**Description of the task**
Write out the material exactly, leaving every picture behind.

**Collected material**
● ● ●

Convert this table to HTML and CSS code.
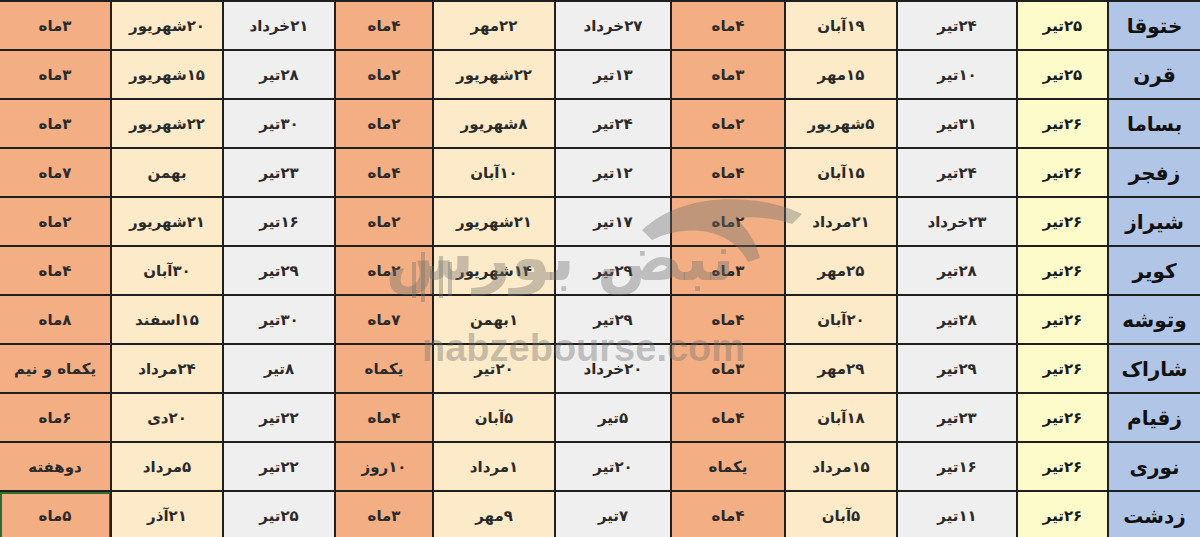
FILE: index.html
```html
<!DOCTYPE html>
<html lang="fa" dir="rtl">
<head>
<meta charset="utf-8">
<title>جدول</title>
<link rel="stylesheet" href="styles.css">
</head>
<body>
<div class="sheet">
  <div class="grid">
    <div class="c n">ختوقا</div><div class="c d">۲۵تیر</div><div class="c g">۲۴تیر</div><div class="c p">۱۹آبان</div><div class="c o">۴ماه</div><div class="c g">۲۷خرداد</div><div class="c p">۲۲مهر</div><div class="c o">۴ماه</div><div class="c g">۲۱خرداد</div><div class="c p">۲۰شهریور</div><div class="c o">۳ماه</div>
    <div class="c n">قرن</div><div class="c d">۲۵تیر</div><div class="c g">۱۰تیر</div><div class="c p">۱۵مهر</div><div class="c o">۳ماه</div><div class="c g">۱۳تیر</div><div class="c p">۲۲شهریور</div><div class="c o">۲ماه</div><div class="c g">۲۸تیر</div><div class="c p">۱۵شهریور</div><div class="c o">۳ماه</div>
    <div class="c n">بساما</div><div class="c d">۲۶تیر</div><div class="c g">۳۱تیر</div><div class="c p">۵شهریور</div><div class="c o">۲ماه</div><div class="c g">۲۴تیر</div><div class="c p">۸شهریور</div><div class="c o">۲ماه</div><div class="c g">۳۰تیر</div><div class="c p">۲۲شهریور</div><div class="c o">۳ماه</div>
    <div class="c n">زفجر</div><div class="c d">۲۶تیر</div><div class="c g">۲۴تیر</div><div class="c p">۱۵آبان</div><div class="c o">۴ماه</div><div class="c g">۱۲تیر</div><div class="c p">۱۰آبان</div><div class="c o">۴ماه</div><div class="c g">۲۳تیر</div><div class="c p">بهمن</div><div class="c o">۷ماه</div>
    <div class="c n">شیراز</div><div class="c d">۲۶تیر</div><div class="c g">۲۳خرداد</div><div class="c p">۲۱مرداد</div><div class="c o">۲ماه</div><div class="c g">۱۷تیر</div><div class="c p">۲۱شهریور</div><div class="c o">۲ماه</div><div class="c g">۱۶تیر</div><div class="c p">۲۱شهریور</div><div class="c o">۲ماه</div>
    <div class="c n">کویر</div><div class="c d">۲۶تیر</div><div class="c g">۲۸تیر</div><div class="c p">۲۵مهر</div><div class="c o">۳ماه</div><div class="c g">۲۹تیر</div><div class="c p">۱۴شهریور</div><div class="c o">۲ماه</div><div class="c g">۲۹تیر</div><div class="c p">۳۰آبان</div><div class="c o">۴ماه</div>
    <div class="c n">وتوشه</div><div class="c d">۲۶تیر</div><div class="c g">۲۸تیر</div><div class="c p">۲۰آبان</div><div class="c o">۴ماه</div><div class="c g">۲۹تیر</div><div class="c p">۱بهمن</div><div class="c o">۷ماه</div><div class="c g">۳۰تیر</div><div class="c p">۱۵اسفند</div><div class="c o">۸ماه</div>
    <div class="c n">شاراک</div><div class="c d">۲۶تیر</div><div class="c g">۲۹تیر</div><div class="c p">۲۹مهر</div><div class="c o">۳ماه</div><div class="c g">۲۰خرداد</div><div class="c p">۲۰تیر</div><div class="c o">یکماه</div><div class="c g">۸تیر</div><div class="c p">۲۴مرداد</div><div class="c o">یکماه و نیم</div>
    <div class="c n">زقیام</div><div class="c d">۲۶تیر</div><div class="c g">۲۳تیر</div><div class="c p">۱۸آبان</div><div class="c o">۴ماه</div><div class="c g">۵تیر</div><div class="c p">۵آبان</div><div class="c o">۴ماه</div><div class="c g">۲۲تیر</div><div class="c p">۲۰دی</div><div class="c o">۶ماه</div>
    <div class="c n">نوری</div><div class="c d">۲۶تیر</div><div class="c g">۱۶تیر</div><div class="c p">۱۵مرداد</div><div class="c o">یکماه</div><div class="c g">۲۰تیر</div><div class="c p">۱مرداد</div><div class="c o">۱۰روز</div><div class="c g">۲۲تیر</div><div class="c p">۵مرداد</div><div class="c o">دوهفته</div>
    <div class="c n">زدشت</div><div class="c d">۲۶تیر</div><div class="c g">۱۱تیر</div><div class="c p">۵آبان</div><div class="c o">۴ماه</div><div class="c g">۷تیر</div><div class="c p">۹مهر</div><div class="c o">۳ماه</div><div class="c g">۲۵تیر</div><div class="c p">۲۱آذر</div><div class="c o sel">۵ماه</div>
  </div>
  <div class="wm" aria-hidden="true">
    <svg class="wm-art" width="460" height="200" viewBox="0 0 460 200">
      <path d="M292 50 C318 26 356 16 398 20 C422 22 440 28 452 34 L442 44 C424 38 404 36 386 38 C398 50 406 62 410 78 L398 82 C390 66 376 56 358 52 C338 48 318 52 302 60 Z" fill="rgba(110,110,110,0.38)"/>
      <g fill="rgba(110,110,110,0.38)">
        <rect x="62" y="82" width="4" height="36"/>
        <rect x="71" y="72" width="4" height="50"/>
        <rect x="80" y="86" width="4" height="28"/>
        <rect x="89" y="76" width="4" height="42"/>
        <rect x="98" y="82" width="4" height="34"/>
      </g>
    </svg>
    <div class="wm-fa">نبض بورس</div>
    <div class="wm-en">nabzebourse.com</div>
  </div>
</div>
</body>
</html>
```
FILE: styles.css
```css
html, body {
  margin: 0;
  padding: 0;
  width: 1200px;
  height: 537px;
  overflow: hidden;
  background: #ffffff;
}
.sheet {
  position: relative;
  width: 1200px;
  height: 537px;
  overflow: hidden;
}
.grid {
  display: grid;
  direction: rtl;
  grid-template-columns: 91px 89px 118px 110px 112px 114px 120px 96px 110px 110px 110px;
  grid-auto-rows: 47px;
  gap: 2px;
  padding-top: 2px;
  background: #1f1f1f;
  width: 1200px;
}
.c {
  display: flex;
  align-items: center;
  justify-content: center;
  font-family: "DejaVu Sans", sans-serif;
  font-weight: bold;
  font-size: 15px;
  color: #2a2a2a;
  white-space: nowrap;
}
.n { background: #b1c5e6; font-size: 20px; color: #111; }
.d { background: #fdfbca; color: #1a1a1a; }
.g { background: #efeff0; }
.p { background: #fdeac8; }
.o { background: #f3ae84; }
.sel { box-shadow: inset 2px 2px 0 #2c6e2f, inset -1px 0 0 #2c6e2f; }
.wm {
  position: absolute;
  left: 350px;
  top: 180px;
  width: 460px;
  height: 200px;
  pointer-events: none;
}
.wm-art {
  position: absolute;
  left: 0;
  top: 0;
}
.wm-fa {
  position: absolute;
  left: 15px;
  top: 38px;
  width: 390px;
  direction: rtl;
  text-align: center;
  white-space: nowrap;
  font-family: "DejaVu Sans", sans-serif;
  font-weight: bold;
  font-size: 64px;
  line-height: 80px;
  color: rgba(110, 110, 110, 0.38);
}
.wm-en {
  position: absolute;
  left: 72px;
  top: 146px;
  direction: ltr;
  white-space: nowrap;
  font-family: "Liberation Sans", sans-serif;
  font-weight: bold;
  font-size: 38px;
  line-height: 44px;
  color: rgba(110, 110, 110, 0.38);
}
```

● ● ●

**The result**
Convert this table to HTML and CSS code.
FILE: index.html
```html
<!DOCTYPE html>
<html lang="fa" dir="rtl">
<head>
<meta charset="utf-8">
<title>جدول</title>
<link rel="stylesheet" href="styles.css">
</head>
<body>
<div class="sheet">
  <div class="grid">
    <div class="c n">ختوقا</div><div class="c d">۲۵تیر</div><div class="c g">۲۴تیر</div><div class="c p">۱۹آبان</div><div class="c o">۴ماه</div><div class="c g">۲۷خرداد</div><div class="c p">۲۲مهر</div><div class="c o">۴ماه</div><div class="c g">۲۱خرداد</div><div class="c p">۲۰شهریور</div><div class="c o">۳ماه</div>
    <div class="c n">قرن</div><div class="c d">۲۵تیر</div><div class="c g">۱۰تیر</div><div class="c p">۱۵مهر</div><div class="c o">۳ماه</div><div class="c g">۱۳تیر</div><div class="c p">۲۲شهریور</div><div class="c o">۲ماه</div><div class="c g">۲۸تیر</div><div class="c p">۱۵شهریور</div><div class="c o">۳ماه</div>
    <div class="c n">بساما</div><div class="c d">۲۶تیر</div><div class="c g">۳۱تیر</div><div class="c p">۵شهریور</div><div class="c o">۲ماه</div><div class="c g">۲۴تیر</div><div class="c p">۸شهریور</div><div class="c o">۲ماه</div><div class="c g">۳۰تیر</div><div class="c p">۲۲شهریور</div><div class="c o">۳ماه</div>
    <div class="c n">زفجر</div><div class="c d">۲۶تیر</div><div class="c g">۲۴تیر</div><div class="c p">۱۵آبان</div><div class="c o">۴ماه</div><div class="c g">۱۲تیر</div><div class="c p">۱۰آبان</div><div class="c o">۴ماه</div><div class="c g">۲۳تیر</div><div class="c p">بهمن</div><div class="c o">۷ماه</div>
    <div class="c n">شیراز</div><div class="c d">۲۶تیر</div><div class="c g">۲۳خرداد</div><div class="c p">۲۱مرداد</div><div class="c o">۲ماه</div><div class="c g">۱۷تیر</div><div class="c p">۲۱شهریور</div><div class="c o">۲ماه</div><div class="c g">۱۶تیر</div><div class="c p">۲۱شهریور</div><div class="c o">۲ماه</div>
    <div class="c n">کویر</div><div class="c d">۲۶تیر</div><div class="c g">۲۸تیر</div><div class="c p">۲۵مهر</div><div class="c o">۳ماه</div><div class="c g">۲۹تیر</div><div class="c p">۱۴شهریور</div><div class="c o">۲ماه</div><div class="c g">۲۹تیر</div><div class="c p">۳۰آبان</div><div class="c o">۴ماه</div>
    <div class="c n">وتوشه</div><div class="c d">۲۶تیر</div><div class="c g">۲۸تیر</div><div class="c p">۲۰آبان</div><div class="c o">۴ماه</div><div class="c g">۲۹تیر</div><div class="c p">۱بهمن</div><div class="c o">۷ماه</div><div class="c g">۳۰تیر</div><div class="c p">۱۵اسفند</div><div class="c o">۸ماه</div>
    <div class="c n">شاراک</div><div class="c d">۲۶تیر</div><div class="c g">۲۹تیر</div><div class="c p">۲۹مهر</div><div class="c o">۳ماه</div><div class="c g">۲۰خرداد</div><div class="c p">۲۰تیر</div><div class="c o">یکماه</div><div class="c g">۸تیر</div><div class="c p">۲۴مرداد</div><div class="c o">یکماه و نیم</div>
    <div class="c n">زقیام</div><div class="c d">۲۶تیر</div><div class="c g">۲۳تیر</div><div class="c p">۱۸آبان</div><div class="c o">۴ماه</div><div class="c g">۵تیر</div><div class="c p">۵آبان</div><div class="c o">۴ماه</div><div class="c g">۲۲تیر</div><div class="c p">۲۰دی</div><div class="c o">۶ماه</div>
    <div class="c n">نوری</div><div class="c d">۲۶تیر</div><div class="c g">۱۶تیر</div><div class="c p">۱۵مرداد</div><div class="c o">یکماه</div><div class="c g">۲۰تیر</div><div class="c p">۱مرداد</div><div class="c o">۱۰روز</div><div class="c g">۲۲تیر</div><div class="c p">۵مرداد</div><div class="c o">دوهفته</div>
    <div class="c n">زدشت</div><div class="c d">۲۶تیر</div><div class="c g">۱۱تیر</div><div class="c p">۵آبان</div><div class="c o">۴ماه</div><div class="c g">۷تیر</div><div class="c p">۹مهر</div><div class="c o">۳ماه</div><div class="c g">۲۵تیر</div><div class="c p">۲۱آذر</div><div class="c o sel">۵ماه</div>
  </div>
  <div class="wm" aria-hidden="true">
    <svg class="wm-art" width="460" height="200" viewBox="0 0 460 200">
      <path d="M292 50 C318 26 356 16 398 20 C422 22 440 28 452 34 L442 44 C424 38 404 36 386 38 C398 50 406 62 410 78 L398 82 C390 66 376 56 358 52 C338 48 318 52 302 60 Z" fill="rgba(110,110,110,0.38)"/>
      <g fill="rgba(110,110,110,0.38)">
        <rect x="62" y="82" width="4" height="36"/>
        <rect x="71" y="72" width="4" height="50"/>
        <rect x="80" y="86" width="4" height="28"/>
        <rect x="89" y="76" width="4" height="42"/>
        <rect x="98" y="82" width="4" height="34"/>
      </g>
    </svg>
    <div class="wm-fa">نبض بورس</div>
    <div class="wm-en">nabzebourse.com</div>
  </div>
</div>
</body>
</html>
```
FILE: styles.css
```css
html, body {
  margin: 0;
  padding: 0;
  width: 1200px;
  height: 537px;
  overflow: hidden;
  background: #ffffff;
}
.sheet {
  position: relative;
  width: 1200px;
  height: 537px;
  overflow: hidden;
}
.grid {
  display: grid;
  direction: rtl;
  grid-template-columns: 91px 89px 118px 110px 112px 114px 120px 96px 110px 110px 110px;
  grid-auto-rows: 47px;
  gap: 2px;
  padding-top: 2px;
  background: #1f1f1f;
  width: 1200px;
}
.c {
  display: flex;
  align-items: center;
  justify-content: center;
  font-family: "DejaVu Sans", sans-serif;
  font-weight: bold;
  font-size: 15px;
  color: #2a2a2a;
  white-space: nowrap;
}
.n { background: #b1c5e6; font-size: 20px; color: #111; }
.d { background: #fdfbca; color: #1a1a1a; }
.g { background: #efeff0; }
.p { background: #fdeac8; }
.o { background: #f3ae84; }
.sel { box-shadow: inset 2px 2px 0 #2c6e2f, inset -1px 0 0 #2c6e2f; }
.wm {
  position: absolute;
  left: 350px;
  top: 180px;
  width: 460px;
  height: 200px;
  pointer-events: none;
}
.wm-art {
  position: absolute;
  left: 0;
  top: 0;
}
.wm-fa {
  position: absolute;
  left: 15px;
  top: 38px;
  width: 390px;
  direction: rtl;
  text-align: center;
  white-space: nowrap;
  font-family: "DejaVu Sans", sans-serif;
  font-weight: bold;
  font-size: 64px;
  line-height: 80px;
  color: rgba(110, 110, 110, 0.38);
}
.wm-en {
  position: absolute;
  left: 72px;
  top: 146px;
  direction: ltr;
  white-space: nowrap;
  font-family: "Liberation Sans", sans-serif;
  font-weight: bold;
  font-size: 38px;
  line-height: 44px;
  color: rgba(110, 110, 110, 0.38);
}
```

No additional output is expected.